== PROMPT ==
Omit pictures and quote the listing below line by line, from its start through the line that holds "string; unit: string;".

== RAW DATA ==

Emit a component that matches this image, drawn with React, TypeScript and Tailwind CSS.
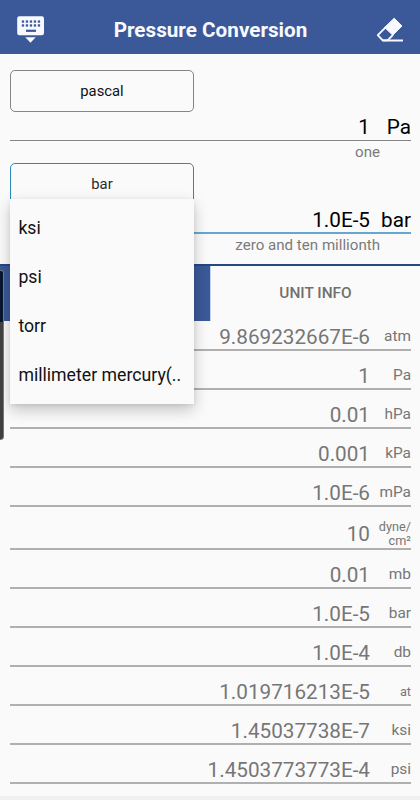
import { useState } from "react";

type Row = { value: string; unit: string; small?: boolean };

const ROWS: Row[] = [
  { value: "9.869232667E-6", unit: "atm" },
  { value: "1", unit: "Pa" },
  { value: "0.01", unit: "hPa" },
  { value: "0.001", unit: "kPa" },
  { value: "1.0E-6", unit: "mPa" },
  { value: "10", unit: "dyne/cm²", small: true },
  { value: "0.01", unit: "mb" },
  { value: "1.0E-5", unit: "bar" },
  { value: "1.0E-4", unit: "db" },
  { value: "1.019716213E-5", unit: "at", small: true },
  { value: "1.45037738E-7", unit: "ksi" },
  { value: "1.4503773773E-4", unit: "psi" },
];

const OPTIONS = ["ksi", "psi", "torr", "millimeter mercury(.."];

const KeyboardIcon = () => (
  <svg width="28" height="28" viewBox="0 0 28 28" fill="#f7f9ff">
    <rect x="0.2" y="0.2" width="26.8" height="19" rx="2.2" />
    <path d="M8.3 21.3h10.4l-5.2 5.4z" />
    {[5, 9, 13, 17, 21].map((x) => (
      <g key={x} fill="#3b5998">
        <rect x={x - 0.2} y="4.4" width="2.3" height="2.3" />
        <rect x={x - 0.2} y="8.3" width="2.3" height="2.3" />
      </g>
    ))}
    <rect x="9" y="13.7" width="10" height="2.2" fill="#3b5998" />
  </svg>
);

const EraserIcon = () => (
  <svg width="28" height="26" viewBox="0 0 28 26" fill="none">
    <path d="M18.2 1.2 26 9 16.8 18.2 8.6 10.4z" fill="#f7f9ff" stroke="#f7f9ff" strokeLinejoin="round" />
    <path d="M9.6 10.3 1.8 18.1 6.7 23.4 11.8 23.2 17 17.8" stroke="#f7f9ff" strokeWidth="1.9" strokeLinejoin="round" />
    <path d="M6.5 23.5H27" stroke="#f7f9ff" strokeWidth="2" />
  </svg>
);

const App = () => {
  const [open, setOpen] = useState(true);
  const [unit, setUnit] = useState("bar");

  return (
    <div className="relative flex h-[800px] w-[420px] flex-col overflow-hidden bg-[#fafafa] font-['Roboto',sans-serif] text-black">
      <header className="flex h-[54px] shrink-0 items-center justify-between bg-[#3b5998] pr-[16px] pl-[17px] pt-[6px]">
        <button><KeyboardIcon /></button>
        <h1 className="text-[20.7px] leading-6 font-bold text-[#f7f9ff]">Pressure Conversion</h1>
        <button><EraserIcon /></button>
      </header>

      <section className="flex h-[210px] shrink-0 flex-col pr-[9px] pl-[10px] pt-[16px]">
        <button className="h-[42px] w-[184px] rounded-[5px] border border-[#858585] text-[14.8px] text-[#111]">pascal</button>
        <div className="flex h-[29px] items-end justify-end border-b border-[#858585] text-[20.7px] leading-[26px]">
          <span>1</span>
          <span className="w-[41px] text-right">Pa</span>
        </div>
        <p className="h-[22px] pr-[31px] text-right text-[15.1px] leading-[22px] text-[#7a7a7a]">one</p>

        <div className="relative flex h-[36px] w-[184px]">
          <button
            className="h-[42px] w-[184px] shrink-0 rounded-[5px] border border-[#2b8ab5] text-[14.8px] text-[#2a2a2a]"
            onClick={() => setOpen(!open)}
          >
            {unit}
          </button>
          {open && (
            <ul className="absolute top-[36px] left-0 z-10 h-[205px] w-[184px] bg-[#fafafa] pt-[4.4px] shadow-[0_6px_14px_rgba(0,0,0,0.22),0_1px_4px_rgba(0,0,0,0.08)]">
              {OPTIONS.map((o) => (
                <li
                  key={o}
                  className="flex h-[49.2px] items-center pl-[8.4px] text-[17.7px] text-[#111] whitespace-nowrap"
                  onClick={() => {
                    setUnit(o);
                    setOpen(false);
                  }}
                >
                  {o}
                </li>
              ))}
            </ul>
          )}
        </div>
        <div className="flex h-[35px] items-end justify-end border-b-2 border-[#65a8cf] text-[20.7px] leading-[24px]">
          <span>1.0E-5</span>
          <span className="w-[41px] text-right">bar</span>
        </div>
        <p className="pr-[31px] text-right text-[15.1px] leading-[22px] text-[#7a7a7a]">zero and ten millionth</p>
      </section>

      <nav className="flex h-[57px] shrink-0 border-t-2 border-[#26477f]">
        <button className="w-[210px] bg-[#3b5998]" />
        <button className="flex-1 border-l border-[#c3d3f3] pt-px text-[15.4px] font-medium text-[#707070]">UNIT INFO</button>
      </nav>

      <main className="h-[475px] shrink-0 pr-[9px] pl-[10px]">
        {ROWS.map((r, i) => (
          <div
            key={r.unit}
            className={`flex items-end justify-end border-b-2 border-[#b0b0b0] text-[#767676] ${
              i === 0 ? "h-[30px]" : r.unit === "dyne/cm²" ? "h-[43px]" : "h-[39px]"
            }`}
          >
            <span className={`text-[20.7px] leading-[24px] ${r.unit === "dyne/cm²" ? "mb-[2px]" : ""}`}>{r.value}</span>
            <span
              className={`w-[41px] text-right ${
                r.unit === "dyne/cm²" ? "text-[12.7px] leading-[14px]" : r.small ? "text-[12.7px] leading-[24px]" : "text-[15.4px] leading-[25px]"
              }`}
            >
              {r.unit === "dyne/cm²" ? <>dyne/<br />cm²</> : r.unit}
            </span>
          </div>
        ))}
      </main>
      <footer className="flex-1 bg-[#f1f1f1]" />

      {/* edge panel handle */}
      <div className="absolute top-[270px] -left-[4px] z-20 h-[170px] w-[8px] rounded-[3px] border border-[#777] bg-[linear-gradient(#07152f_0_51px,#404040_51px)]" />
    </div>
  );
};

export default App;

== SOLUTION ==
Emit a component that matches this image, drawn with React, TypeScript and Tailwind CSS.
import { useState } from "react";

type Row = { value: string; unit: string; small?: boolean };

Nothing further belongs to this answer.